Binary Whizbangs and x86 Runes
- Checkpoint:
- Complete, commit, and push solutions to phases 1-3 (and optionally more) by 11:00pm Tuesday, 27 October.
- Each of phases 2-3 not submitted by this checkpoint reduces your maximum possible grade by 5 points.
- We also recommend completing phase 4 by this time, but doing so does not affect your grade.
- Due: 11:00pm Thursday, 29 October
- Starter code:
- fork wellesleycs240 / cs240-x86 and add bpw as admin
- (Need help?)
- Submissions: Commit and push your final version.
- Relevant Reading:
- CSAPP Chapter 3
- Collaboration: For this assignment, you may discuss and develop reverse-engineering strategies together with other students. Each student is given a unique version of the assignment, but the techniques to solve it are largely shared in common. You may share reverse engineering advice, but you may not “drive” another student’s reverse engineering process or allow someone else “drive” yours. For example, you should not let someone else type or dictate a series of gdb commands to you or vice versa.
Overview
A pair of prankster twins has planted a slew of binary whizbangs on our machines. A binary whizbang is a compiled executable program that consists of a sequence of phases encoded with ancient x86 runes (a.k.a. machine code). Each phase expects you to type a particular incantation string on stdin
(standard input). If you type the correct string, then the phase is defused and the whizbang proceeds to the next phase.
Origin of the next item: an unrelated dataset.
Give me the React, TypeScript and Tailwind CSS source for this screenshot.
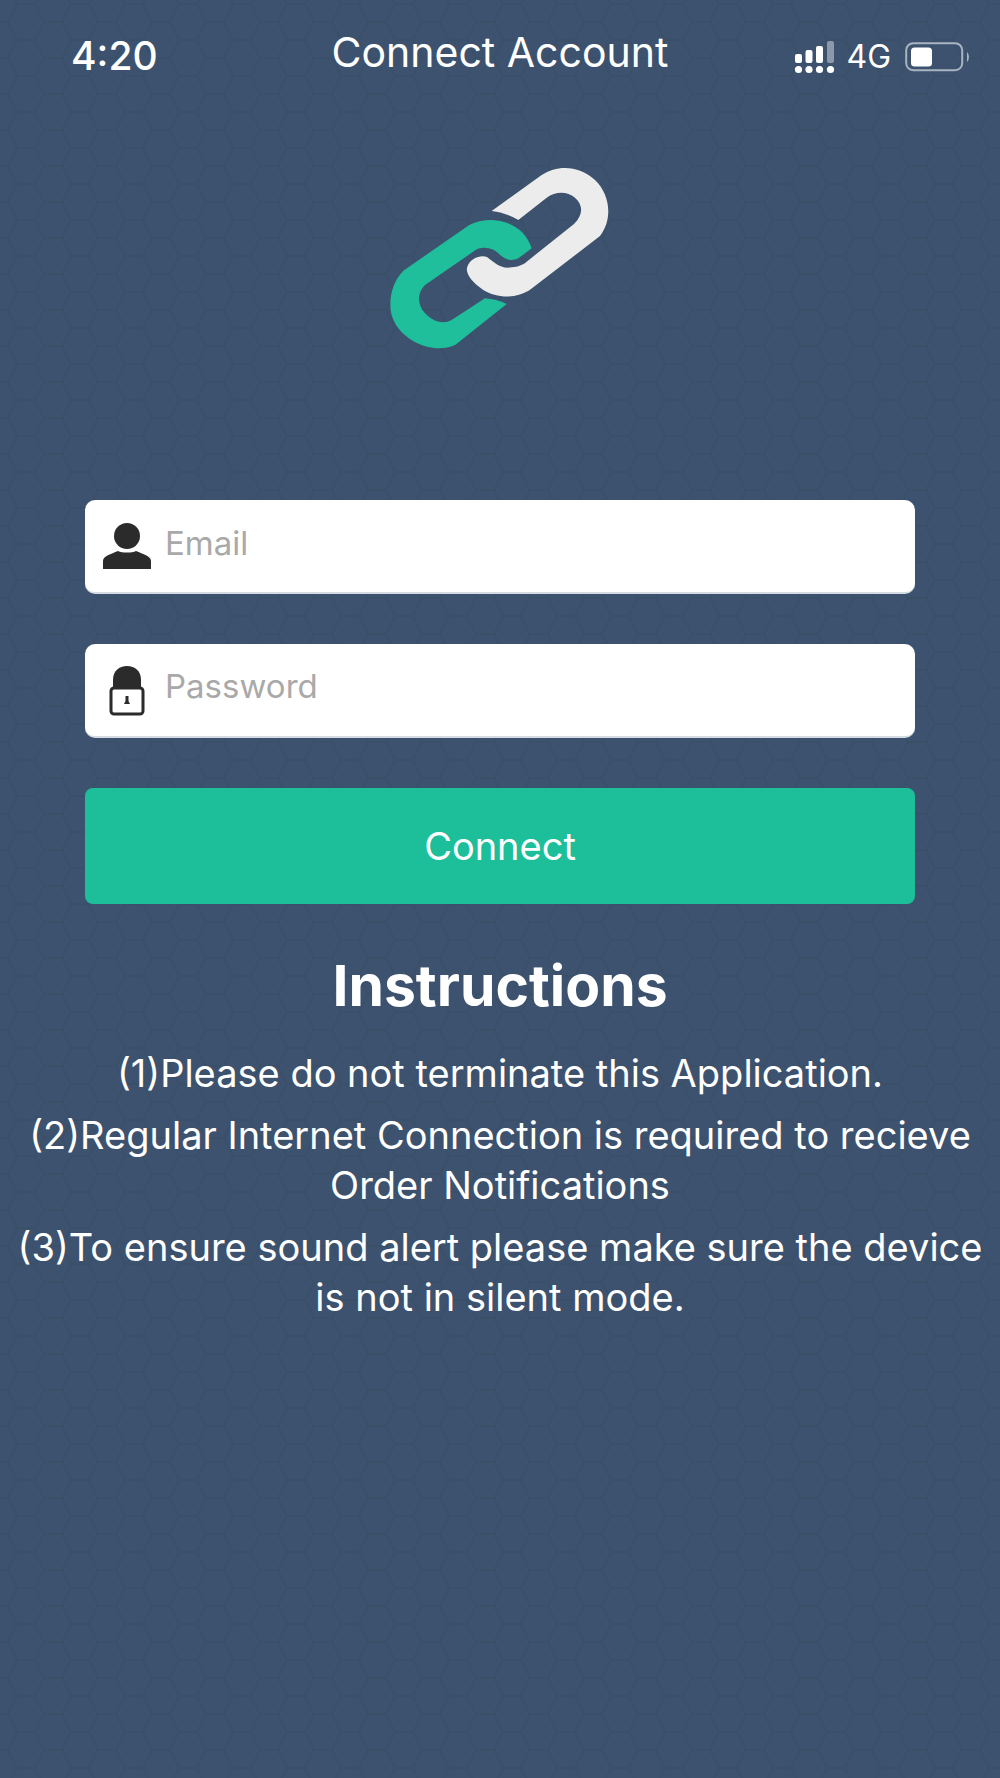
export default function App() {
  return (
    <div className="relative w-[1000px] h-[1778px] overflow-hidden bg-[#3d526e] text-white font-['Inter','Liberation_Sans',sans-serif]">
      <svg className="absolute inset-0 w-full h-full" aria-hidden="true">
        <defs>
          <pattern id="hex" x="8" y="4" width="54" height="36" patternUnits="userSpaceOnUse">
            <path d="M0 18 L9 0 H27 L36 18 L27 36 H9 Z M36 18 H54" fill="none" stroke="#3a4f68" strokeWidth="2" />
          </pattern>
        </defs>
        <rect width="1000" height="1778" fill="url(#hex)" />
      </svg>

      <div className="relative flex flex-col">
        <header className="grid grid-cols-[1fr_auto_1fr] items-center h-[104px] px-[28px]">
          <span className="ml-[43px] text-[39px] leading-[44px] font-medium pt-[8px]">4:20</span>
          <span className="text-[41px] leading-[44px] font-normal">Connect Account</span>
          <div className="flex items-center justify-end gap-[11px] pt-[10px] pr-[1px]">
            <svg width="41" height="33" viewBox="0 0 41 33" fill="#fff">
              <rect x="1" y="13" width="7" height="9" rx="2" />
              <rect x="11.5" y="9" width="7" height="13" rx="2" />
              <rect x="22" y="5" width="7" height="17" rx="2" />
              <rect x="33" y="0" width="7" height="22" rx="2" fill="#8b99ab" />
              <circle cx="4.5" cy="28.5" r="3.6" />
              <circle cx="15" cy="28.5" r="3.6" />
              <circle cx="25.5" cy="28.5" r="3.6" />
              <circle cx="36.5" cy="28.5" r="3.6" />
            </svg>
            <span className="mr-[3px] text-[32px] leading-[34px]">4G</span>
            <svg width="66" height="30" viewBox="0 0 66 30" fill="none">
              <rect x="1.2" y="1.2" width="56" height="27" rx="7" stroke="#a9b4c2" strokeWidth="2" />
              <rect x="6" y="5.5" width="21" height="19" rx="3.5" fill="#fff" />
              <path d="M62 10 C64.5 12 64.5 18 62 20 Z" fill="#a9b4c2" />
            </svg>
          </div>
        </header>

        <div className="flex justify-center pt-[46px]">
          <svg width="260" height="210" viewBox="0 0 780 630">
            <path
              fill="#ececec"
              d="M365 183 L515 75 C565 42 630 48 675 90 C722 135 728 210 690 258 L482 418 C440 448 380 445 340 420 C305 395 285 370 292 350 C300 325 335 312 352 322 C375 340 395 358 425 352 C445 350 458 345 470 335 L612 222 C640 195 640 165 615 143 C590 122 555 125 530 143 L445 210 C420 195 395 187 365 183 Z"
            />
            <path
              fill="#1fbf9b"
              d="M485 295 C470 245 425 212 365 210 C340 210 318 215 298 225 L100 362 C68 395 58 440 62 480 C70 545 140 595 210 595 C235 593 250 590 262 580 L410 462 C390 452 368 447 345 445 L245 510 C215 525 185 512 165 490 C142 465 140 430 165 405 L320 298 C345 288 370 295 385 310 C405 330 425 335 445 325 Z"
            />
          </svg>
        </div>

        <form className="flex flex-col pt-[140px] px-[85px]">
          <div className="flex items-center h-[94px] bg-white rounded-[10px] border-b-2 border-[#d5dbe3]">
            <svg width="50" height="46" viewBox="0 0 50 46" fill="#2b2b2b" className="ml-[17px]">
              <ellipse cx="25" cy="13" rx="13" ry="13" />
              <path d="M1 46 V38 C1 33 9 31 16 28 C20 30 30 30 34 28 C41 31 49 33 49 38 V46 Z" />
            </svg>
            <span className="ml-[13px] mb-[6px] text-[33px] leading-[40px] text-[#a9a9a9]">Email</span>
          </div>
          <div className="flex items-center h-[94px] mt-[50px] bg-white rounded-[10px] border-b-2 border-[#d5dbe3]">
            <svg width="36" height="50" viewBox="0 0 36 50" className="ml-[24px] mt-[2px]">
              <path d="M4 24 V14 C4 5 10 0 18 0 C26 0 32 5 32 14 V24 Z" fill="#2b2b2b" />
              <rect x="2" y="22" width="32" height="26" rx="3" fill="#fff" stroke="#2b2b2b" strokeWidth="3" />
              <path d="M16.5 30 H19.5 V35 L21 38 H15 L16.5 35 Z" fill="#2b2b2b" />
            </svg>
            <span className="ml-[20px] mb-[8px] text-[33px] leading-[40px] text-[#a9a9a9]">Password</span>
          </div>
          <button type="button" className="h-[116px] mt-[50px] rounded-[8px] bg-[#1dbf9b] text-[38px] leading-[44px] font-normal text-white">
            Connect
          </button>
        </form>

        <section className="flex flex-col items-center text-center pt-[50px]">
          <h1 className="text-[57px] leading-[64px] font-bold">Instructions</h1>
          <div className="flex flex-col gap-[12px] pt-[30px] text-[38px] leading-[50px] font-normal">
            <p>(1)Please do not terminate this Application.</p>
            <p>
              (2)Regular Internet Connection is required to recieve
              <br />
              Order Notifications
            </p>
            <p>
              (3)To ensure sound alert please make sure the device
              <br />
              is not in silent mode.
            </p>
          </div>
        </section>
      </div>
    </div>
  );
}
Otherwise, the whizbang explodes by printing BOOM!!!
and then terminating. (Rumor has it that the whizbang silently notifies your instructor every time this happens.) The whizbang is defused when every phase has been defused.
There are too many whizbangs for your instructors to handle, so we are giving each student a whizbang to defuse. Your mission, which you have no choice but to accept, is to defuse your whizbang before the due date. Good luck, and welcome to the Whizbang Workforce!
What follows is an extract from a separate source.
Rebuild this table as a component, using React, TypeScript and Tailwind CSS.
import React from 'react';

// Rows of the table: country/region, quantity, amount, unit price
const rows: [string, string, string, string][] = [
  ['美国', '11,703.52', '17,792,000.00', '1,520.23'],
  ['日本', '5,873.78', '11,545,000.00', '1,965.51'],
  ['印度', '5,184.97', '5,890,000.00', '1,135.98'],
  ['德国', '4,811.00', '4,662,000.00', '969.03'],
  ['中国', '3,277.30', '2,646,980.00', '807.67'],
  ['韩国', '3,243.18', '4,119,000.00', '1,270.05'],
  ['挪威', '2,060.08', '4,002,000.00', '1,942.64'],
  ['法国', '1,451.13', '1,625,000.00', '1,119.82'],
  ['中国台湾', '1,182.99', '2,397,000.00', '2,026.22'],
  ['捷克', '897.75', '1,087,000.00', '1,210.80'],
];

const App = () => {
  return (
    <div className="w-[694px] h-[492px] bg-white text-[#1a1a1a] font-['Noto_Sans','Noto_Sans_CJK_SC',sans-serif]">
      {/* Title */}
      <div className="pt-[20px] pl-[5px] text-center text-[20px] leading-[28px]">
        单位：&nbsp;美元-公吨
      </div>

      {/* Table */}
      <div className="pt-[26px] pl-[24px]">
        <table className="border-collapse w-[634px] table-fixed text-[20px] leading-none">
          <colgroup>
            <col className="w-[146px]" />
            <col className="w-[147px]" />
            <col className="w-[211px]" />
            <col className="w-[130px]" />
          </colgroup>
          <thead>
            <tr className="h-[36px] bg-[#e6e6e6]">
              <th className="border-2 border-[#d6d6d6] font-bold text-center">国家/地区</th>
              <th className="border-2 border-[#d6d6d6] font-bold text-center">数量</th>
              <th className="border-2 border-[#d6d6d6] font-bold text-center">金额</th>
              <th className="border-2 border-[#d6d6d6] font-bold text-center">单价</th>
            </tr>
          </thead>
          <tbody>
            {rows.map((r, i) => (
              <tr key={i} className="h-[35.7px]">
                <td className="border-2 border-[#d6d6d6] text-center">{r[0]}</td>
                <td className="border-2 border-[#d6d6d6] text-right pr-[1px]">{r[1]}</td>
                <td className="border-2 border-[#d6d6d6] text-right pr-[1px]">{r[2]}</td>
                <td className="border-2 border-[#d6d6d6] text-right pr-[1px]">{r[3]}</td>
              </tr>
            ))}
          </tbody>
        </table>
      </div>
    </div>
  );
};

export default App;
Defusing a whizbang is no simple task, but you we will give you guidance and powerful tools for interpreting x86 runes. When you finish you will be an x86 runes expert!
- Start early. We will do the first phase together in lab. Start looking at it before then if you have time.
- Meet the checkpoint on time.
- It will set you up to finish the assignment on time.
- Missing the checkpoint caps your grade (see above).
- Do not worry if you get stumped temporarily. Go do something else and come back refreshed.
- Share reverse engineering strategies, patterns, and ideas with each other.
- Take plenty of breaks for puns, laughing, sprinting around the microfocus, and other wheezes.
- Solicit reverse-engineering advice from your classmates, tutors, and instructors.
- You can get a very solid grade without getting the last phase.
- Have fun!
Instructions
The whizbangs were constructed specifically for 32-bit machines using the IA32 dialect of the notorious x86 runes (a.k.a. machine code). Do this assignment in one of the CS 240 computing environments. (Most insurance policies do not cover loss of time due to use of alternate platforms.) In fact, there is a rumor that the prankster twins built in tamper-proofing charms that will cause them to explode immediately when run on other platforms.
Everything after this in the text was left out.